Ruby Gem for reading and writing Apache Optimized Row Columnar (ORC) files. This gem can also be paired using the factory_girl gem.

Installation

Must use jruby.

Add this line to your application’s Gemfile:

gem 'orc_file'

And then execute:

$ bundle install

Or install it yourself as:

$ gem install orc_file

Usage

OrcFileWriter

To write a file, you will need to initialize the OrcFileWriter class. This object needs a table schema, your dataset, the path to store the file, and an optional configuration hash.

OrcFileWriter.new(table_schema, data_set, path, *options={})

table_schema

The table_schema must be a hash containing the column name and datatype as the key-value pair.

Valid datatypes are:

  • integer

  • decimal

  • float

  • date

  • datetime

  • time

  • string

    table_schema = {:id => :integer, :amount => :decimal, :rate => :float}
    

data_set

The data_set must contain a hash with the column name and data value as the key-value pair.

For one row in the dataset:

data_set = {:id => 1, :amount => 1000.01, :rate => 0.0005}

For multiple rows in the dataset:

dataset = [{:id => 1, :amount => 1000.01, :rate => 0.0005},
           {:id => 2, :amount => 2500.5, :rate => 0.1},
           {:id => 3, :amount => 10.12, :rate => 10.0134}]

path

The path should be the full file path or relative to your working directory. You must also specify the file name.

path = '/temp/orc_file.orc'

options

Options is an optional hash parameter containing 5 configurable settings for writing an ORC file.

`:stripe_size` defines the size of the stripe, defaulted as 67,108,864 bytes <br>
`:row_index_stride` defines the number of rows between row index entries, defaulted as 10,000 <br>
`:buffer_size` defines the orc buffer size, defaulted as 262,144 bytes <br>
`:compression` defines the compression codec (NONE,ZLIB,SNAPPY,LZO), defaulted as ZLIB. <br>

Define the options parameter has a hash

options = {:stripe_size => 70000000, :compression => 'SNAPPY'}

write_to_orc

Once you have the OrcFileWriter object initialized you must call write_to_orc to write out the file

OrcFileWriter.new(table_schema, data_set, path, options).write_to_orc

OrcFileReader

To read a file, you will need to initialize the OrcFileReader class.
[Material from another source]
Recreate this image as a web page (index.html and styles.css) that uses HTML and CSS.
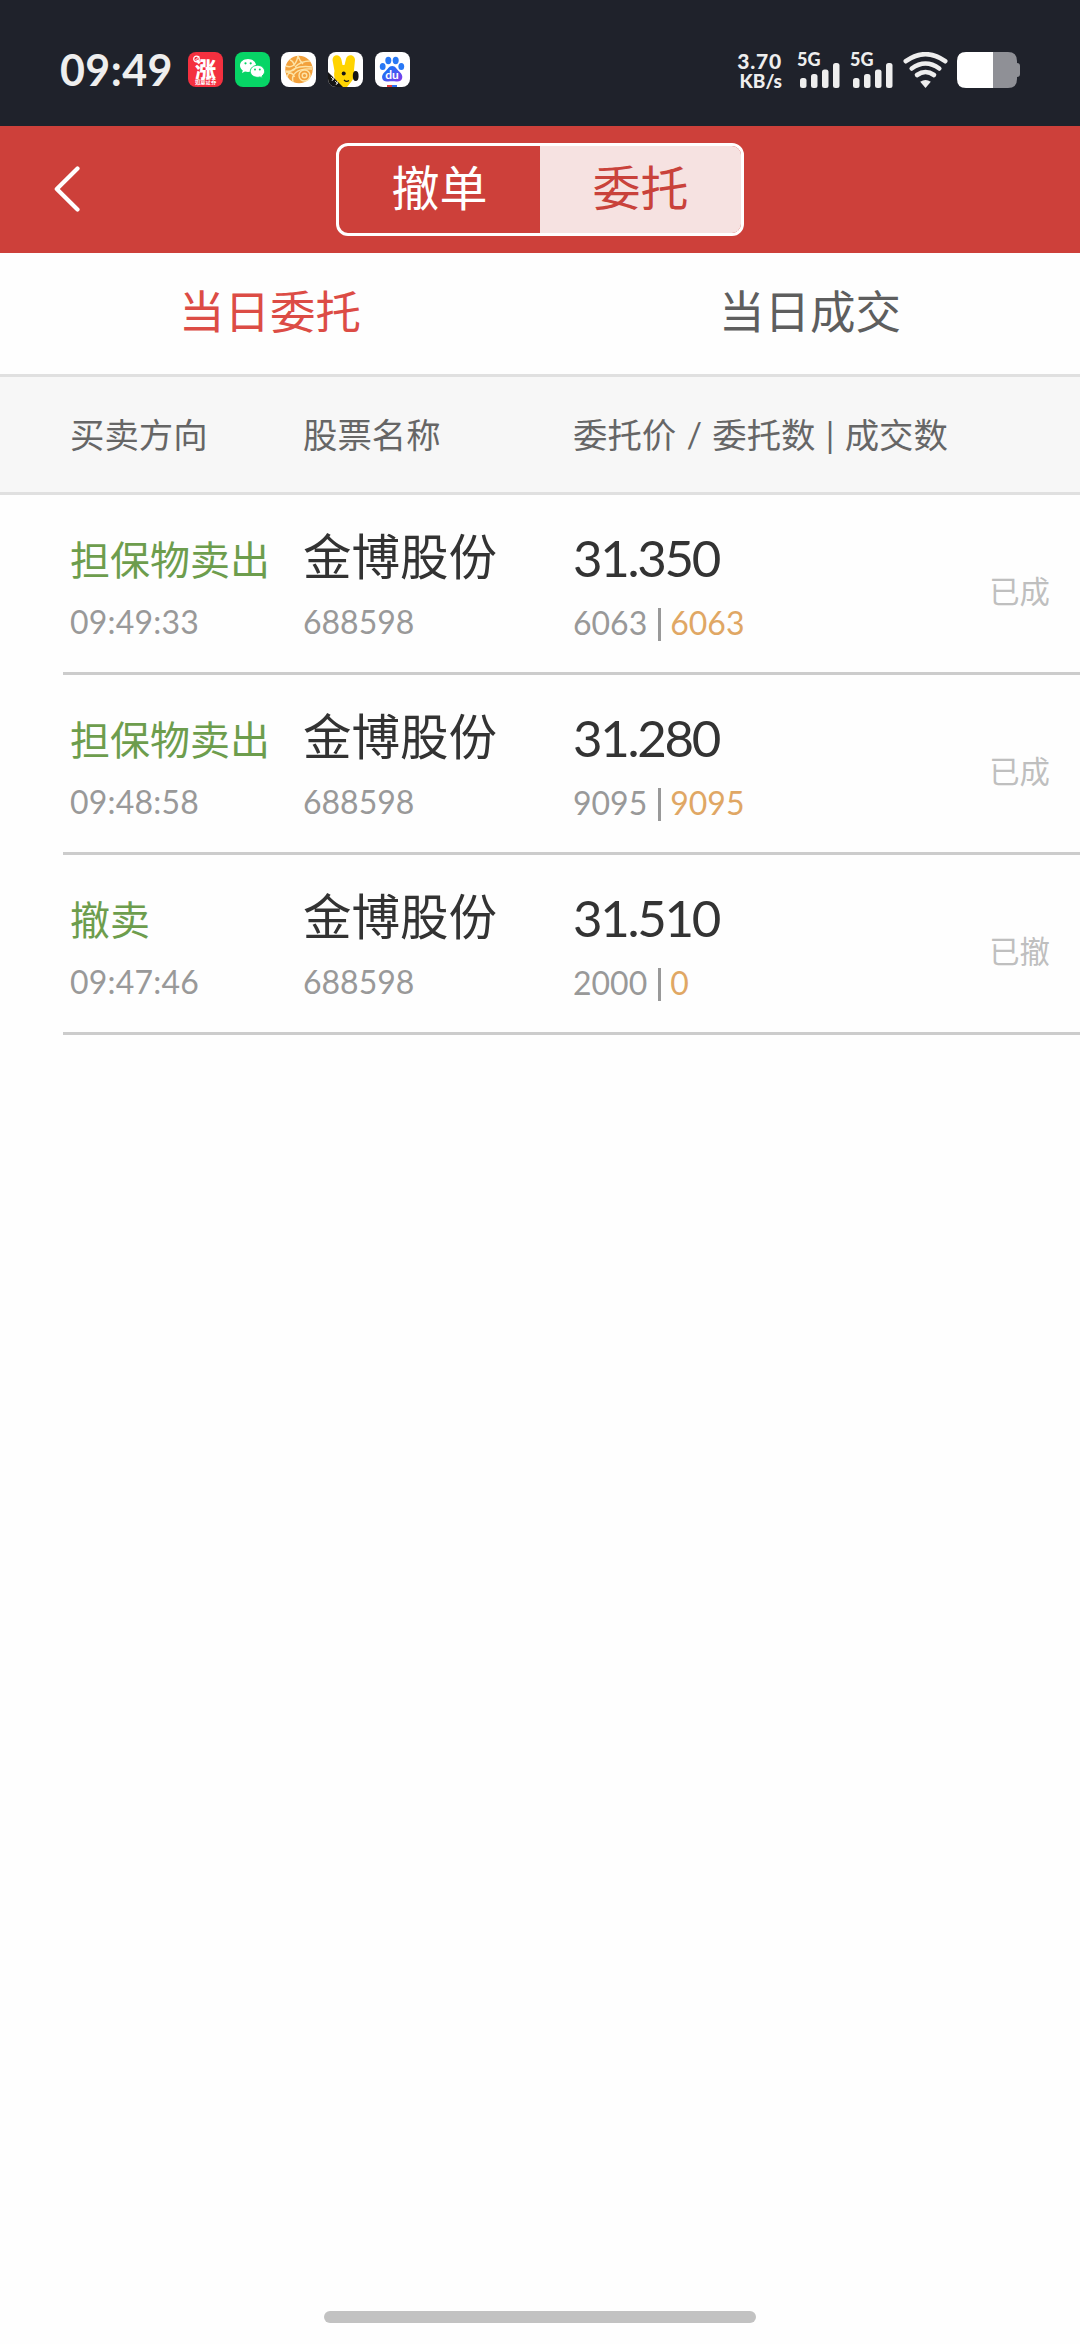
FILE: index.html
```html
<!DOCTYPE html>
<html lang="zh-CN">
<head>
<meta charset="utf-8">
<title>当日委托</title>
<link rel="stylesheet" href="styles.css">
</head>
<body>
<div class="screen">
  <header class="status">
    <div class="status-left">
      <span class="clock">09:49</span>
      <div class="apps">
        <svg class="app" viewBox="0 0 35 35"><rect width="35" height="35" rx="8" fill="#f4303f"/><text x="7" y="24.500" class="zhang">涨</text><circle cx="8.500" cy="7" r="2.800" fill="none" stroke="#fff" stroke-width="1.200"/><path d="M7 8.500l4-4" stroke="#fff"/><text x="7" y="31.500" class="zhang-sub">如意证券</text></svg>
        <svg class="app" viewBox="0 0 35 35"><rect width="35" height="35" rx="8" fill="#07d566"/><path d="M13 7c-4.600 0-8 2.900-8 6.500 0 2 1.100 3.800 2.800 5L7 21l3-1.500c1 .3 2 .4 3 .4 4.500 0 8-2.800 8-6.400S17.500 7 13 7z" fill="#fff"/><path d="M22.500 13.300c-4 0-7.200 2.700-7.200 6s3.200 6 7.200 6c.9 0 1.700-.1 2.500-.4l2.600 1.400-.7-2.200c1.700-1.100 2.700-2.900 2.700-4.800 0-3.300-3.200-6-7.100-6z" fill="#fff" stroke="#07d566" stroke-width=".9"/><g fill="#07d566"><circle cx="10.500" cy="11.300" r="1.100"/><circle cx="15.700" cy="11.300" r="1.100"/><circle cx="20" cy="17.500" r="1"/><circle cx="24.800" cy="17.500" r="1"/></g></svg>
        <svg class="app" viewBox="0 0 35 35"><rect width="35" height="35" rx="8" fill="#fff"/><circle cx="18" cy="17.500" r="13.700" fill="#f2a13c"/><g fill="none" stroke="#fde3a5" stroke-width="1.400"><path d="M5 14c5 2 10 0 12-10M4.500 19c5 1 9-1 11-4M14 15c4-4 9-6 15-6M17 4c1 3 2 5 5 8M9 8c3 1 4 4 4 6M6 25c2-7 10-12 25-10M12 30c-2-7 3-14 19-13M4.500 20c5 0 8 2 9 5"/><circle cx="23.500" cy="23.500" r="5.500"/><circle cx="23.500" cy="23.500" r="2.300"/></g></svg>
        <svg class="app" viewBox="0 0 35 35"><rect width="35" height="35" rx="8" fill="#fff"/><path d="M4.500 8c0-6.500 8-6.500 9 0l1 5h2l1.500-6c1-5.500 9-5 9 1l-1 10c2 6-1 10-7 17h-6C8 31 5 25 6.500 19z" fill="#ffd400"/><path d="M0 20l15 15H8a8 8 0 0 1-8-8z" fill="#151515"/><path d="M3 25l3 3M7 29l3 3M6 25l-2 4M10 29l-2 4" stroke="#ddd" stroke-width=".9"/><circle cx="15.700" cy="21.500" r="2" fill="#151515"/><ellipse cx="27.700" cy="24" rx="2.900" ry="5" fill="#151515"/><path d="M16 28q2.500 2.500 5 .5" fill="none" stroke="#151515" stroke-width="1.200"/></svg>
        <svg class="app" viewBox="0 0 35 35"><defs><linearGradient id="paw" x1="0" y1="0" x2="1" y2="1"><stop offset=".3" stop-color="#236df5"/><stop offset="1" stop-color="#8a35e8"/></linearGradient></defs><rect width="35" height="35" rx="8" fill="#fff"/><g fill="#2878f5"><ellipse cx="7.700" cy="14.500" rx="2.900" ry="3.600"/><ellipse cx="13.300" cy="8.500" rx="3" ry="3.700"/><ellipse cx="20.700" cy="8.500" rx="3" ry="3.700"/><ellipse cx="26.300" cy="14.500" rx="2.900" ry="3.600"/></g><path d="M17.200 14c3.500 0 4.600 3.500 7 5.500 6 5 2.500 11-3 10-2.700-.5-5.300-.5-8 0-5.500 1-9-5-3-10 2.400-2 3.500-5.500 7-5.500z" fill="url(#paw)"/><text x="10.300" y="27" class="du">du</text><path d="M12 33h5v2h-5z" fill="#e33b3b"/><path d="M17 33h5v2h-5z" fill="#2b6df2"/></svg>
      </div>
    </div>
    <div class="status-right">
      <div class="speed"><span class="rate">3.70</span><span class="unit">KB/s</span></div>
      <div class="signal"><span>5G</span><svg viewBox="0 0 43 36"><g fill="#eee"><rect x="3" y="26" width="6.500" height="10" rx="2.500"/><rect x="14" y="22" width="6.500" height="14" rx="2.500"/><rect x="25" y="17.500" width="6.500" height="18.500" rx="2.500"/><rect x="36" y="11" width="6.500" height="25" rx="2.500"/></g></svg></div>
      <div class="signal"><span>5G</span><svg viewBox="0 0 43 36"><g fill="#eee"><rect x="3" y="26" width="6.500" height="10" rx="2.500"/><rect x="14" y="22" width="6.500" height="14" rx="2.500"/><rect x="25" y="17.500" width="6.500" height="18.500" rx="2.500"/><rect x="36" y="11" width="6.500" height="25" rx="2.500"/></g></svg></div>
      <svg class="wifi" viewBox="0 0 45 36"><g fill="none" stroke="#eee" stroke-width="4.600" stroke-linecap="round"><path d="M2.800 9.200Q22.500-4.800 42.200 9.200"/><path d="M8.700 16.500Q22.500 6.500 36.300 16.500"/><path d="M14 23Q22.500 17 31 23"/></g><path d="M17.200 29.700Q22.500 26.200 27.800 29.700L22.500 36z" fill="#eee"/></svg>
      <svg class="battery" viewBox="0 0 63 36"><path d="M36 0h15q9 0 9 9v2q3 0 3 3v8q0 3-3 3v2q0 9-9 9H36z" fill="#8f9096"/><path d="M36 0v36H9q-9 0-9-9V9q0-9 9-9z" fill="#fff"/></svg>
    </div>
  </header>

  <nav class="titlebar">
    <svg class="back" viewBox="0 0 26 46"><path d="M23.500 2.500L2.800 23l20.700 20.500" fill="none" stroke="#fff" stroke-width="4.200" stroke-linecap="round" stroke-linejoin="round"/></svg>
    <div class="segment"><span class="seg">撤单</span><span class="seg seg-on">委托</span></div>
  </nav>

  <div class="tabs"><span class="tab tab-on">当日委托</span><span class="tab">当日成交</span></div>

  <div class="head"><span>买卖方向</span><span>股票名称</span><span>委托价 / 委托数 | 成交数</span></div>

  <main class="list">
    <section class="row">
      <div class="cell"><span class="side">担保物卖出</span><span class="sub time">09:49:33</span></div>
      <div class="cell"><span class="name">金博股份</span><span class="sub">688598</span></div>
      <div class="cell"><span class="price">31.350</span><span class="sub qty">6063<i class="bar"></i><b>6063</b></span></div>
      <span class="state">已成</span>
    </section>
    <section class="row">
      <div class="cell"><span class="side">担保物卖出</span><span class="sub time">09:48:58</span></div>
      <div class="cell"><span class="name">金博股份</span><span class="sub">688598</span></div>
      <div class="cell"><span class="price">31.280</span><span class="sub qty">9095<i class="bar"></i><b>9095</b></span></div>
      <span class="state">已成</span>
    </section>
    <section class="row">
      <div class="cell"><span class="side">撤卖</span><span class="sub time">09:47:46</span></div>
      <div class="cell"><span class="name">金博股份</span><span class="sub">688598</span></div>
      <div class="cell"><span class="price">31.510</span><span class="sub qty">2000<i class="bar"></i><b>0</b></span></div>
      <span class="state">已撤</span>
    </section>
  </main>
  <div class="home"></div>
</div>
</body>
</html>
```
FILE: styles.css
```css
* { box-sizing: border-box; }
body { margin: 0; background: #fff; font-family: Lato, "Noto Sans CJK SC", sans-serif; }
.screen { width: 1080px; height: 2344px; display: flex; flex-direction: column; background: #fefefe; }
svg { display: block; }

.status { height: 126px; padding: 52px 60px 0 60px; display: flex; justify-content: space-between; background: #1f222b; color: #eee; }
.status-left, .status-right, .apps { display: flex; }
.clock { width: 128px; font-size: 43px; line-height: 35px; font-weight: 700; letter-spacing: .4px; }
.apps { gap: 11.700px; }
.app { width: 35px; height: 35px; }
.zhang { font: 900 21px "Noto Sans CJK SC", sans-serif; fill: #fff; }
.zhang-sub { font: 700 5.300px "Noto Sans CJK SC", sans-serif; fill: #fff; }
.du { font: 700 12px Lato, sans-serif; fill: #fff; }
.speed { width: 47px; margin-right: 15px; display: flex; flex-direction: column; align-items: flex-end; font-weight: 900; font-size: 21px; line-height: 17px; }
.rate { letter-spacing: .8px; }
.unit { margin-top: 3px; font-size: 19px; }
.signal { width: 43px; height: 36px; margin-right: 10px; display: grid; }
.signal span, .signal svg { grid-area: 1 / 1; }
.signal span { font-weight: 900; font-size: 18px; line-height: 14px; }
.signal svg { width: 43px; height: 36px; }
.wifi { width: 45px; height: 36px; margin-right: 9px; }
.battery { width: 63px; height: 36px; }

.titlebar { height: 127px; display: grid; grid-template-columns: 336px 408px 336px; align-items: center; background: #cd403a; }
.back { width: 26px; height: 46px; margin: 0 0 2px 54px; }
.segment { height: 93px; display: flex; border: 3px solid #fff; border-radius: 12px; overflow: hidden; }
.seg { flex: 1; font-size: 48px; line-height: 84px; text-align: center; color: #fff; }
.seg-on { background: #f6e2e1; color: #c9423b; }

.tabs { height: 124px; display: flex; border-bottom: 3px solid #e0e0e0; }
.tab { flex: 1; text-align: center; font-size: 45.500px; line-height: 118px; color: #5e5e5e; }
.tab-on { color: #dc4c45; }

.head { height: 118px; padding-left: 70px; display: grid; grid-template-columns: 233px 270px 1fr; font-size: 34.400px; line-height: 115px; word-spacing: 1.500px; color: #666; background: #f7f7f7; border-bottom: 3px solid #e0e0e0; }

.list { flex: 1; }
.row { height: 180px; margin-left: 63px; padding: 37px 30px 0 7px; display: grid; grid-template-columns: 233px 270px 1fr auto; border-bottom: 3px solid #ccc; }
.cell { display: flex; flex-direction: column; }
.side, .name, .price { height: 54px; white-space: nowrap; }
.side { font-size: 40px; line-height: 56px; color: #6d9d4d; }
.name { font-size: 48.500px; line-height: 49px; color: #333; }
.price { font-size: 51px; line-height: 51px; color: #333; letter-spacing: -2.300px; }
.sub { height: 72px; line-height: 71px; font-size: 32px; color: #999; }
.time { letter-spacing: .2px; }
.qty { display: flex; align-items: center; }
.qty b { font-weight: 400; color: #e0a764; }
.bar { width: 3px; height: 33px; margin: 4px 9px 0 11px; background: #999; }
.state { font-size: 30.400px; line-height: 119px; color: #bfbfbf; }

.home { width: 432px; height: 12px; margin: 0 auto 21px; border-radius: 6px; background: #c2c2c2; }
```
This object needs a table schema, and the path of the file to be read.

OrcFileReader.new(table_schema, path)

table_schema

The table_schema must be a hash containing the column name and datatype as the key-value pair.

Valid datatypes are:

  • integer

  • decimal

  • float

  • date

  • datetime

  • time

  • string

    table_schema = {:id => :integer, :amount => :decimal, :rate => :float}
    

path

The path should be the full file path or relative to your working directory. You must also specify the file name.

path = '/temp/orc_file.orc'